The writing is incredibly hit or miss, in a way that it feels like there wasn’t a select tone chosen before the script began writing. Some of the dialogue and set pieces are interesting and the jokes can be quite funny – sarcastic and witty. Other times the delivery is almost juvenile – the bad guy is called Evilware, like okay whatever it’s stupid but you move past it until later on he says “My name is EVILware what did you expect?” and some minor fourth wall jabs I feel the game doesn’t earn. Evilware is one of three main characters that aren’t the protagonist. Other than the couple odd stinkers, he and the other two are written well enough for the most part and voice acted well.

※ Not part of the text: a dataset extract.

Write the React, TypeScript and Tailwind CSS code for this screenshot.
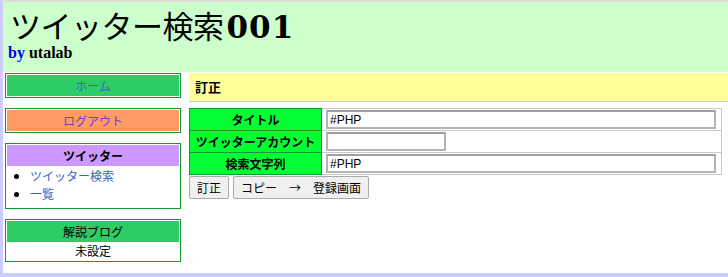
import React from "react";

const jp = "font-['Noto_Sans_CJK_JP','Noto_Sans',sans-serif]";

function SideButton({ label, fill, color }: { label: string; fill: string; color: string }) {
    return (
        <div className="border border-[#119933] p-px">
            <div className={`${fill} h-[21px] flex items-center justify-center text-[12px] ${color}`}>
                {label}
            </div>
        </div>
    );
}

export default function App() {
    return (
        <div className={`${jp} h-[277px] w-[728px] overflow-hidden border-t-2 border-t-[#dddddd] border-l-[3px] border-l-[#ccccff] border-b-4 border-b-[#ccccff] bg-white text-black`}>
            {/* header */}
            <header className="h-[70px] bg-[#ccffcc] pl-[7px] pt-[6px]">
                <h1 className="h-[34px] text-[31px] leading-[34px] font-normal tracking-[-0.5px] whitespace-nowrap">
                    ツイッター検索
                    <span className="font-['DejaVu_Serif',serif] font-bold text-[31px] leading-none ml-[3px] tracking-[1px]">001</span>
                </h1>
                <div className="font-['Liberation_Serif',serif] font-bold text-[16px] leading-[16px] -ml-[2px] mt-[3px]">
                    <span className="text-[#0000ee]">by</span> utalab
                </div>
            </header>

            <div className="flex pt-px">
                {/* sidebar */}
                <aside className="w-[176px] ml-[2px] flex flex-col gap-[10px]">
                    <SideButton label="ホーム" fill="bg-[#2ecc66]" color="text-[#3366cc]" />
                    <SideButton label="ログアウト" fill="bg-[#ff9966]" color="text-[#6644cc]" />

                    <div className="border border-[#119933] p-px h-[66px]">
                        <div className="bg-[#cc99ff] h-[21px] flex items-center justify-center text-[12px] font-bold">
                            ツイッター
                        </div>
                        <ul className="list-disc pl-[23px] mt-[1px] text-[12px] leading-[18px] text-[#3366cc]">
                            <li className="marker:text-black">ツイッター検索</li>
                            <li className="marker:text-black">一覧</li>
                        </ul>
                    </div>

                    <div className="border border-[#119933] p-px h-[43px]">
                        <div className="bg-[#2ecc66] h-[21px] flex items-center justify-center text-[12px]">
                            解説ブログ
                        </div>
                        <div className="text-center text-[12px] leading-[18px]">未設定</div>
                    </div>
                </aside>

                {/* main */}
                <main className="flex-1 ml-[8px]">
                    <div className="h-[29px] bg-[#ffff99] border-b border-[#cccccc] flex items-center pl-[6px] text-[13px] font-bold">
                        訂正
                    </div>

                    <table className="mt-[6px] w-[533px] border-collapse border border-[#c8c8c8] text-[12px]">
                        <tbody>
                            {[
                                { label: "タイトル", value: "#PHP", wide: true },
                                { label: "ツイッターアカウント", value: "", wide: false },
                                { label: "検索文字列", value: "#PHP", wide: true },
                            ].map((row) => (
                                <tr key={row.label} className="h-[22px] border-b border-[#c8c8c8]">
                                    <td className="w-[132px] bg-[#00ff33] border border-[#119933] text-center font-bold leading-[20px] p-0">
                                        {row.label}
                                    </td>
                                    <td className="pl-[4px] pr-[5px] py-0">
                                        <input
                                            readOnly
                                            value={row.value}
                                            className={`${row.wide ? "w-full" : "w-[120px]"} h-[19px] block border-2 border-[#b4b4b4] border-t-[#a0a0a0] bg-white px-[2px] text-[12px] font-['Liberation_Sans',sans-serif] outline-none`}
                                        />
                                    </td>
                                </tr>
                            ))}
                        </tbody>
                    </table>

                    <div className="flex gap-[4px] mt-px">
                        <button className="h-[23px] w-[40px] border border-[#aaaaaa] rounded-[2px] bg-[#f0f0f0] text-[12px]">
                            訂正
                        </button>
                        <button className="h-[23px] w-[136px] border border-[#aaaaaa] rounded-[2px] bg-[#f0f0f0] text-[12px]">
                            コピー　→　登録画面
                        </button>
                    </div>
                </main>
            </div>
        </div>
    );
}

The game’s writing also commits the cardinal sin of using modern references. I can’t remember the exact quote but they make reference to an Ali Express like service. Every noun is replaced by bot – Botdamnit, oh my bot, what the bot, all expressions I never want to hear again. Yet on the positive flipside, some jokes are really funny – when the pair navigate a cave, Shipset laments his poor signal “5G? What is this, the Dark Ages?” Like I say the script is inconsistent. Beyond dialogue, there’s a couple references to things I was surprised to see – there’s a scene that may be inspired by Call of Duty: Modern Warfare 2 (of all things) but that’s only a maybe. The other major one I saw was to Star Wars’ Rise of Skywalker, that one is pretty on the nose, like borderline plagiarism but it’s a cool scene so whatever.

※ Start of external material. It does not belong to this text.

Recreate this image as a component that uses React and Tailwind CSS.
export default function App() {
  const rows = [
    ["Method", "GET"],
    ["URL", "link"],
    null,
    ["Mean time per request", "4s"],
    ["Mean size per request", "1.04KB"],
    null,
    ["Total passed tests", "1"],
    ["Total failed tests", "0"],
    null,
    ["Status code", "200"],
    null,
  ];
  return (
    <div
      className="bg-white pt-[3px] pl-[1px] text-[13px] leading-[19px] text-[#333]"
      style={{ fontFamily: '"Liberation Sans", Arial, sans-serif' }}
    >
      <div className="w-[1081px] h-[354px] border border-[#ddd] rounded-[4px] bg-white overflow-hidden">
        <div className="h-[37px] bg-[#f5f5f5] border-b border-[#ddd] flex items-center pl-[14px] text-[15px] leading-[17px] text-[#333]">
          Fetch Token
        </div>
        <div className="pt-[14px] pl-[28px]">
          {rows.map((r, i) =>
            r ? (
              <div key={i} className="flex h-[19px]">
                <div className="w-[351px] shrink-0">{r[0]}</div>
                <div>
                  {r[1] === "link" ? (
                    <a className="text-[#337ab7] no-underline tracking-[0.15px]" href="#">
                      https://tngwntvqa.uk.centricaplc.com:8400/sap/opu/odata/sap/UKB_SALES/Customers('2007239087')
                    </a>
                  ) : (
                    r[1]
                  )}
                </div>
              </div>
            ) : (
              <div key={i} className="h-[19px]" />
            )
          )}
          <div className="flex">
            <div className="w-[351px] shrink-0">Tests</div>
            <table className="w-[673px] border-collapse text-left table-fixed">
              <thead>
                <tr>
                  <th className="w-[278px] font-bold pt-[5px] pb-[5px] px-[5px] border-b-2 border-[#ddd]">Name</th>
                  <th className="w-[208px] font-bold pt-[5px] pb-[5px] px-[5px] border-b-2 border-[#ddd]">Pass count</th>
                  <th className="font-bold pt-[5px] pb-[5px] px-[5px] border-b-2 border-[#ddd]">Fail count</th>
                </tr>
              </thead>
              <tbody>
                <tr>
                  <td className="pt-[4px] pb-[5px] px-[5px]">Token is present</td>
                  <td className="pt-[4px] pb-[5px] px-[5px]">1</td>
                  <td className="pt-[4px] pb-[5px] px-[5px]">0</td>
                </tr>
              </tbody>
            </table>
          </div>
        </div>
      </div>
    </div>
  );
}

The selection of weapons is a little peculiar. There’s four in the game – an Assault Rifle, Sniper Rifle, Rocket Launcher and Minigun. The lack of the kind of staples – Pistol or Shotgun is a little strange. These guns run on an overheat system rather than needing ammo which is fine, that’s neither here nor there. These guns see no changes throughout the game, being the same from the moment you get them until the end credits. Again this isn’t necessarily a problem but its inspirations – Ratchet and Clank and to a lesser extent Jak and Daxter have a more interesting range of weapons. I just think more could have been done. The currency you collect does go towards a weapons shop of sort,
just not your main ones. The player has the choice of four special weapons they can use when they fill a bar (from hitting and killing enemies). These weapons are bought from the shop and can be upgraded two levels. I only used the Akimbo pistols (for the games namesake) and they felt good but I didn’t really feel the need to branch out to any of the other ones so I don’t know how they compare.

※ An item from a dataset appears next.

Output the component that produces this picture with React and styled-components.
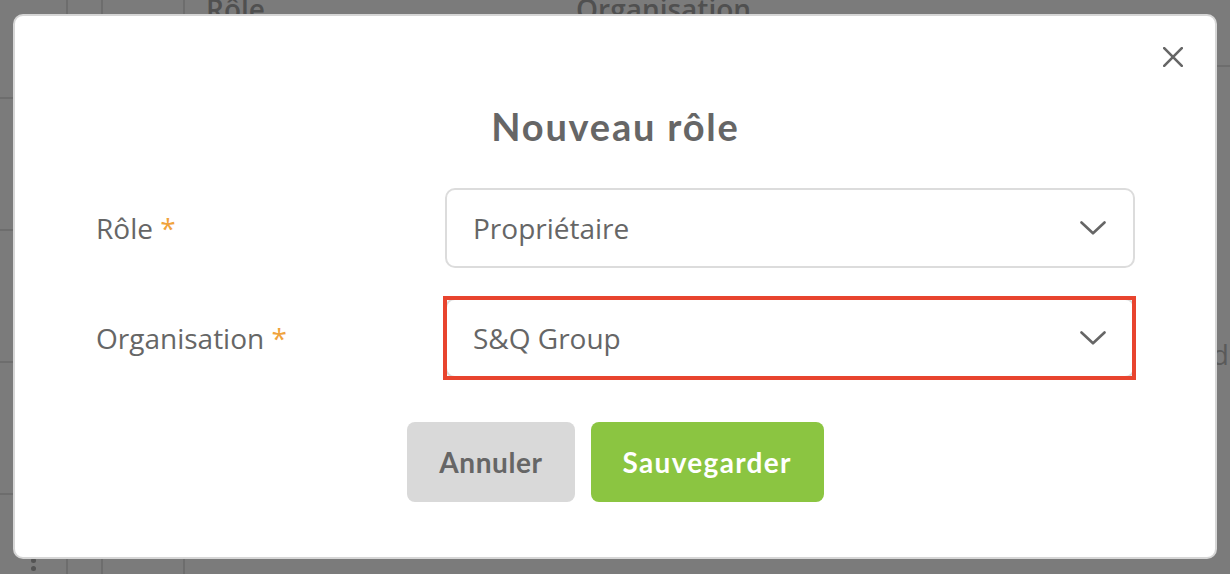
import React from "react";
import styled, { createGlobalStyle } from "styled-components";

const GlobalStyle = createGlobalStyle`
  * { box-sizing: border-box; }
  html, body { margin: 0; padding: 0; }
  body {
    background: #7b7b7b;
    font-family: "Open Sans", "Liberation Sans", sans-serif;
    overflow: hidden;
  }
`;

/* ---------- background page (dimmed table) ---------- */
const Page = styled.div`
  display: flex;
  height: 574px;
  width: 1230px;
  overflow: hidden;
  background: #7b7b7b;
`;

const SideCol = styled.div`
  width: 66px;
  flex: none;
  display: flex;
  flex-direction: column;
`;

const SideCell = styled.div`
  flex: none;
  height: ${(p) => p.$h}px;
  border-bottom: 2px solid #6d6d6d;
  display: flex;
  align-items: center;
  justify-content: center;
`;

const Kebab = styled.div`
  display: flex;
  flex-direction: column;
  gap: 3px;
  span {
    width: 5px;
    height: 5px;
    border-radius: 50%;
    background: #545454;
  }
`;

const Col = styled.div`
  flex: none;
  width: ${(p) => p.$w}px;
  border-left: 2px solid #6d6d6d;
`;

const MainCol = styled.div`
  flex: 1;
  border-left: 2px solid #6d6d6d;
  display: flex;
  flex-direction: column;
`;

const HeadRow = styled.div`
  height: 72px;
  flex: none;
  border-bottom: 2px solid #6d6d6d;
  display: flex;
  align-items: flex-start;
  padding-left: 21px;
  font-size: 28px;
  font-weight: 600;
  color: #505050;
  line-height: 1;
  margin-top: -5px;
`;

const HeadCell = styled.div`
  width: ${(p) => p.$w}px;
  flex: none;
`;

const BodyRow = styled.div`
  flex: 1;
  display: flex;
  justify-content: flex-end;
  padding-top: 268px;
  font-size: 28px;
  color: #5a5a5a;
  margin-right: 1px;
`;

/* ---------- modal ---------- */
const Modal = styled.div`
  position: fixed;
  left: 13px;
  top: 14px;
  width: 1204px;
  height: 545px;
  background: #fff;
  border: 2px solid #d6d6d6;
  border-radius: 10px;
  padding: 87px 80px 0 81px;
  display: flex;
  flex-direction: column;
`;

const CloseButton = styled.button`
  position: absolute;
  top: 31px;
  right: 32px;
  width: 20px;
  height: 20px;
  padding: 0;
  border: 0;
  background: none;
  cursor: pointer;
  display: flex;
`;

const Title = styled.h2`
  margin: 0;
  text-align: center;
  font-family: "Lato", "Liberation Sans", sans-serif;
  font-weight: 700;
  font-size: 38px;
  line-height: 46px;
  letter-spacing: 1.8px;
  color: #666;
`;

const Form = styled.div`
  margin-top: 39px;
  display: grid;
  grid-template-columns: 349px 1fr;
  row-gap: 30px;
  align-items: center;
`;

const Label = styled.label`
  font-size: 28px;
  color: #666;
  line-height: 38px;
`;

const Required = styled.span`
  color: #f0a33c;
`;

const Field = styled.div`
  position: relative;
  ${(p) =>
    p.$highlight &&
    `
    &::after {
      content: "";
      position: absolute;
      top: -2px;
      left: -2px;
      right: -1px;
      bottom: -2px;
      border: 4px solid #e8442e;
      pointer-events: none;
    }
  `}
`;

const Select = styled.div`
  height: 80px;
  border: 2px solid #dcdcdc;
  border-radius: 10px;
  background: #fff;
  padding: 0 27px 0 26px;
  display: flex;
  align-items: center;
  justify-content: space-between;
  font-size: 28px;
  color: #666;
`;

const Actions = styled.div`
  margin-top: 44px;
  display: flex;
  justify-content: center;
  gap: 16px;
`;

const Button = styled.button`
  height: 80px;
  padding: 0 32px;
  border: 0;
  border-radius: 8px;
  background: ${(p) => (p.$primary ? "#8bc541" : "#d9d9d9")};
  color: ${(p) => (p.$primary ? "#fff" : "#666")};
  font-family: "Lato", "Liberation Sans", sans-serif;
  font-weight: 700;
  font-size: 28px;
  letter-spacing: ${(p) => (p.$primary ? 1.3 : 0.6)}px;
  cursor: pointer;
`;

const Chevron = () => (
  <svg width="26" height="14" viewBox="0 0 26 14" fill="none">
    <polyline
      points="1.5,1.5 13,12.3 24.5,1.5"
      stroke="#666"
      strokeWidth="2.6"
      strokeLinecap="round"
      strokeLinejoin="round"
    />
  </svg>
);

const CloseIcon = () => (
  <svg width="20" height="20" viewBox="0 0 20 20" fill="none">
    <path d="M1.2 1.2 L18.8 18.8 M18.8 1.2 L1.2 18.8" stroke="#666" strokeWidth="2.6" strokeLinecap="round" />
  </svg>
);

export default function App() {
  return (
    <>
      <GlobalStyle />
      <Page>
        <SideCol>
          <SideCell $h={99} />
          <SideCell $h={132} />
          <SideCell $h={132} />
          <SideCell $h={132} />
          <SideCell $h={132}>
            <Kebab>
              <span />
              <span />
              <span />
            </Kebab>
          </SideCell>
        </SideCol>
        <Col $w={35} />
        <Col $w={82} />
        <MainCol>
          <HeadRow>
            <HeadCell $w={370}>Rôle</HeadCell>
            <HeadCell $w={300}>Organisation</HeadCell>
          </HeadRow>
          <BodyRow>d</BodyRow>
        </MainCol>
      </Page>

      <Modal role="dialog" aria-modal="true">
        <CloseButton aria-label="Fermer">
          <CloseIcon />
        </CloseButton>
        <Title>Nouveau rôle</Title>
        <Form>
          <Label>
            Rôle <Required>*</Required>
          </Label>
          <Field>
            <Select>
              <span>Propriétaire</span>
              <Chevron />
            </Select>
          </Field>
          <Label>
            Organisation <Required>*</Required>
          </Label>
          <Field $highlight>
            <Select>
              <span>S&amp;Q Group</span>
              <Chevron />
            </Select>
          </Field>
        </Form>
        <Actions>
          <Button>Annuler</Button>
          <Button $primary>Sauvegarder</Button>
        </Actions>
      </Modal>
    </>
  );
}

Levels are linear affairs, progressed through as levels rather than missions in a sandbox or being able to travel back and forth. You’re primarily going to be in combat throughout, interspersed with the platforming and ‘Hacking’. Nearly every puzzle or anything that doesn’t fall into the aforementioned categories gets a hacking minigame. They’re random every time (I think? Maybe they cycle) and could be a game of Snake, Shell Game or a QTE. Occasionally you’ll have to put a code into a machine to progress, the solution will be in the environment. It’s not much but it does change pace a little. I mentioned before that each weapon runs off an overheat mechanic rather than ammo, it works well for the games combat encounters. These combat encounters are often quite overwhelming with plenty of bulky enemies gunning for you. Not needing ammo means you can play around with your positioning a lot more. Healing comes in the form of floating green drones the player has to shoot adding more flow to fights. You’ll be taking equal amounts of cover as you will zooming around like you’re playing DOOM.
It wouldn’t be a platformer inspired by the 00’s classics if it wasn’t chock full of changing gameplay genres - there’s driving sections, flying sections, turret sections and even a couple 2D street fighter parody bits. These are all fine, they just kind of come with the territory of 3D platformers
Despite this review probably sounding overly negative, I actually quite enjoyed my time with Akimbot. It scratches an itch for games that don’t come out too often anymore. It’s far from perfect but it’s fun which is all you really want from a game like this.